Poster
in
Workshop: Generative and Experimental Perspectives for Biomolecular Design
Evaluating predictive patterns of antigen specific B cells by single cell transcriptome and antibody repertoire sequencing
Lena Erlach · Raphael Kuhn · Andreas Agrafiotis · Danielle Shlesinger · Alexander Yermanos · Sai Reddy
The field of antibody drug discovery relies substantially on extensive experimental screening of B cells from immunized animals. Machine learning (ML)-guided prediction of antigen-specific B cells offers the potential to accelerate antibody drug discovery, however this requires sufficient labeled training data. Addressing this challenge, our study focuses on antigen specificity prediction using a novel dataset of B cells with single-cell transcriptome and antibody repertoire sequencing. We identify key patterns in gene expression (GEX) indicative of antigen specificity and elucidate the sequence diversity distribution of antigen-specific antibody sequences in immune repertoire data. We evaluate linear (Logistic Regression), non-linear (Support Vector Classification) and ensemble-based (Random Forest, Gradient Boosting) models trained on different feature combinations of GEX and antibody sequence.
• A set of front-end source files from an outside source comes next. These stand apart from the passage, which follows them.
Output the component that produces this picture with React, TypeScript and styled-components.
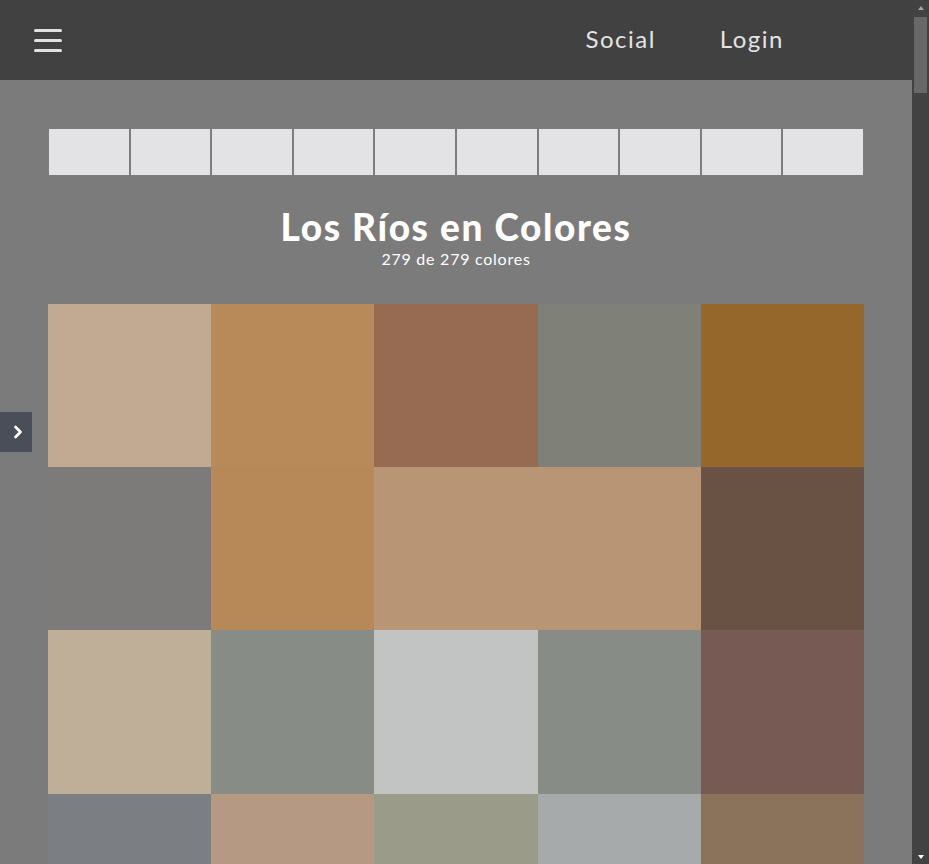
import React from "react";
import styled, { createGlobalStyle } from "styled-components";
import { ChevronRight } from "lucide-react";

const Global = createGlobalStyle`
  html, body { margin: 0; padding: 0; background: #7b7b7b; overflow: hidden; }
  body { font-family: Lato, "Open Sans", sans-serif; }
  * { box-sizing: border-box; }
`;

const Shell = styled.div`
  display: flex;
  height: 100vh;
  position: relative;
`;

const Page = styled.div`
  flex: 1;
  min-width: 0;
  overflow-y: auto;
  scrollbar-width: none;
  &::-webkit-scrollbar { display: none; }
`;

const Rail = styled.div`
  width: 17px;
  flex: none;
  background: #424242;
  display: flex;
  flex-direction: column;
  align-items: center;
`;

const RailButton = styled.div<{ $down?: boolean }>`
  height: 17px;
  width: 17px;
  flex: none;
  display: flex;
  align-items: center;
  justify-content: center;
  &::before {
    content: "";
    width: 0;
    height: 0;
    border-left: 3.5px solid transparent;
    border-right: 3.5px solid transparent;
    ${(p) =>
      p.$down
        ? "border-top: 4px solid #ffffff; margin-top: 2px;"
        : "border-bottom: 4px solid #a3a3a3; margin-top: -2px;"}
  }
`;

const RailTrack = styled.div`
  flex: 1;
  width: 100%;
  padding: 0 2px;
`;

const RailThumb = styled.div`
  height: 76px;
  background: #686868;
`;

const Header = styled.header`
  height: 80px;
  background: #414141;
  display: flex;
  align-items: center;
  padding-left: 34px;
`;

const Burger = styled.button`
  width: 28px;
  height: 23px;
  padding: 0;
  border: 0;
  background: transparent;
  display: flex;
  flex-direction: column;
  justify-content: space-between;
  cursor: pointer;
`;

const Bar = styled.span`
  display: block;
  height: 3px;
  width: 28px;
  border-radius: 2px;
  background: #e2e2e2;
`;

const Nav = styled.nav`
  margin-left: auto;
  margin-right: 128px;
  padding-bottom: 4px;
  display: flex;
  gap: 64px;
`;

const NavLink = styled.a`
  font-family: Lato, sans-serif;
  font-size: 24px;
  color: #e4e4e4;
  text-decoration: none;
  letter-spacing: 1.5px;
`;

const Main = styled.main`
  padding: 48px 48px 60px;
`;

const Strip = styled.div`
  display: grid;
  grid-template-columns: repeat(10, 1fr);
  height: 48px;
`;

const StripCell = styled.div`
  background: #e3e3e5;
  border: 1px solid #7d7d7d;
`;

const TitleBlock = styled.div`
  text-align: center;
  color: #ffffff;
  padding-top: 29px;
  height: 128px;
`;

const Title = styled.h1`
  margin: 0;
  font-family: Lato, sans-serif;
  font-weight: 900;
  font-size: 37px;
  line-height: 44px;
  letter-spacing: 1.6px;
`;

const Subtitle = styled.div`
  font-family: Lato, sans-serif;
  font-size: 16px;
  line-height: 18px;
  margin-top: 1px;
  letter-spacing: 0.75px;
`;

const Grid = styled.div`
  display: grid;
  grid-template-columns: repeat(5, 1fr);
`;

const Swatch = styled.div<{ $c: string }>`
  aspect-ratio: 1 / 1;
  background: ${(p) => p.$c};
`;

const SideToggle = styled.button`
  position: absolute;
  left: 0;
  top: 412px;
  width: 32px;
  height: 40px;
  border: 0;
  padding: 0 0 0 4px;
  background: #4a4e59;
  color: #ffffff;
  display: flex;
  align-items: center;
  justify-content: center;
  cursor: pointer;
`;

const base = [
  "#c2a991", "#b98a59", "#966b52", "#7f8078", "#96672b",
  "#7d7b79", "#b88958", "#b89675", "#b89675", "#695143",
  "#bfae98", "#888c86", "#c2c4c3", "#888c86", "#785a55",
  "#7b7e83", "#b59983", "#9a9b89", "#a6aaab", "#8a735a",
];

function makeColors(): string[] {
  const out = [...base];
  let seed = 12345;
  const rnd = () => {
    seed = (seed * 1103515245 + 12345) & 0x7fffffff;
    return seed / 0x7fffffff;
  };
  while (out.length < 279) {
    const pick = base[Math.floor(rnd() * base.length)];
    const r = parseInt(pick.slice(1, 3), 16);
    const g = parseInt(pick.slice(3, 5), 16);
    const b = parseInt(pick.slice(5, 7), 16);
    const d = Math.floor((rnd() - 0.5) * 40);
    const cl = (v: number) => Math.max(0, Math.min(255, v + d)).toString(16).padStart(2, "0");
    out.push("#" + cl(r) + cl(g) + cl(b));
  }
  return out;
}

const colors = makeColors();

export default function App() {
  return (
    <>
      <Global />
      <Shell>
        <Page>
          <Header>
            <Burger aria-label="menu">
              <Bar />
              <Bar />
              <Bar />
            </Burger>
            <Nav>
              <NavLink href="#">Social</NavLink>
              <NavLink href="#">Login</NavLink>
            </Nav>
          </Header>
          <Main>
            <Strip>
              {Array.from({ length: 10 }).map((_, i) => (
                <StripCell key={i} />
              ))}
            </Strip>
            <TitleBlock>
              <Title>Los Ríos en Colores</Title>
              <Subtitle>279 de 279 colores</Subtitle>
            </TitleBlock>
            <Grid>
              {colors.map((c, i) => (
                <Swatch key={i} $c={c} />
              ))}
            </Grid>
          </Main>
        </Page>
        <Rail aria-hidden="true">
          <RailButton />
          <RailTrack>
            <RailThumb />
          </RailTrack>
          <RailButton $down />
        </Rail>
        <SideToggle aria-label="abrir">
          <ChevronRight size={20} strokeWidth={3.2} />
        </SideToggle>
      </Shell>
    </>
  );
}
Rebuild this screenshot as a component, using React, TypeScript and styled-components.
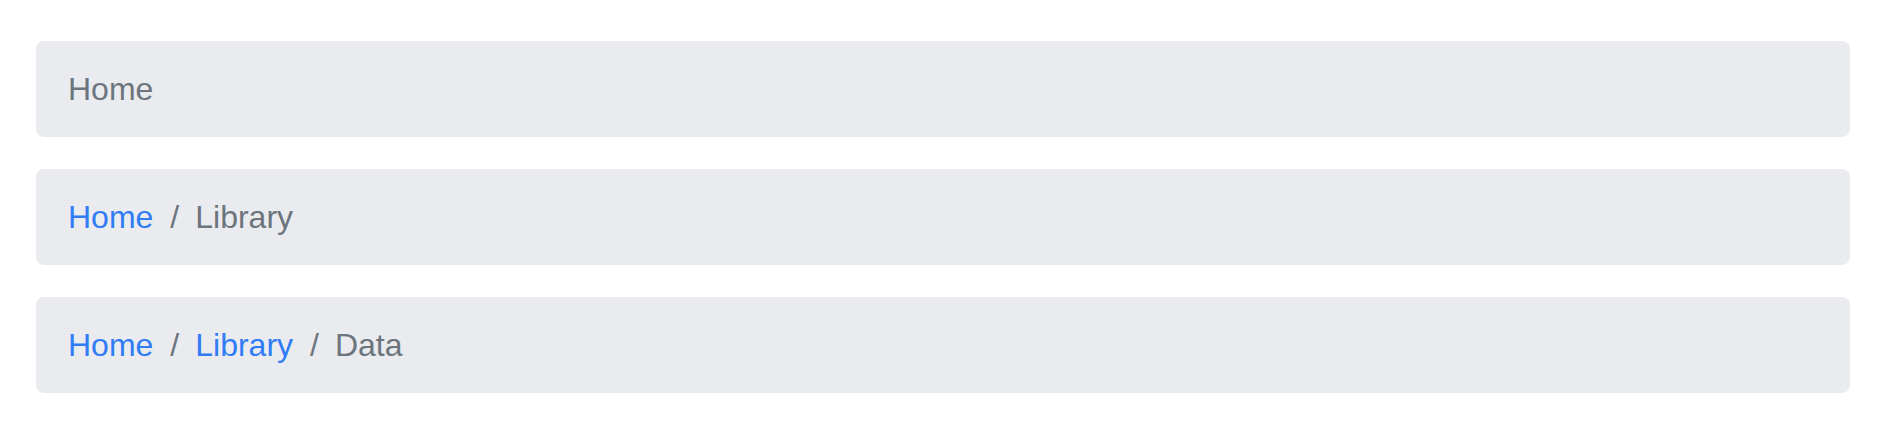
import styled, { createGlobalStyle } from "styled-components";

const GlobalStyle = createGlobalStyle`
  body {
    margin: 0;
    background: #ffffff;
    font-family: "Liberation Sans", Arial, sans-serif;
  }
`;

const Page = styled.div`
  padding: 41px 40px 0 36px;
`;

const Nav = styled.nav`
  margin-bottom: 32px;
`;

const Crumbs = styled.ol`
  display: flex;
  flex-wrap: wrap;
  list-style: none;
  margin: 0;
  padding: 24px 32px;
  background: #eaebef;
  border-radius: 8px;
  font-size: 32px;
  line-height: 48px;

  & > li + li::before {
    content: "/";
    display: inline-block;
    padding: 0 16px 0 17px;
    color: #6c757d;
  }
`;

const Crumb = styled.li<{ $active?: boolean }>`
  color: ${(p) => (p.$active ? "#6c757d" : "#307cf6")};
`;

const Link = styled.a`
  color: inherit;
  text-decoration: none;
`;

const trails = [["Home"], ["Home", "Library"], ["Home", "Library", "Data"]];

export default function App() {
  return (
    <Page>
      <GlobalStyle />
      {trails.map((trail, i) => (
        <Nav key={i} aria-label="breadcrumb">
          <Crumbs>
            {trail.map((label, j) => {
              const last = j === trail.length - 1;
              return (
                <Crumb key={label} $active={last}>
                  {last ? label : <Link href="#">{label}</Link>}
                </Crumb>
              );
            })}
          </Crumbs>
        </Nav>
      ))}
    </Page>
  );
}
Additionally, transfer learning approaches using features generated from ESM-2, a general protein language model (PLM), as well as from AntiBERTy, an antibody specific PLM, were evaluated as inputs to these models. Our findings reveal that GEX-based models demonstrate superior performance in specificity predictions with F1 scores up to 0.939 compared to antibody sequence-based models, highlighting the intricate nature of immune repertoire modeling. Contrary to our expectations, using PLM features did not enhance predictive accuracy. Our research contributes to the computational discovery of antibody therapeutics, offering insights into B cell biology and serving as dataset contribution to the development of ML approaches in this field.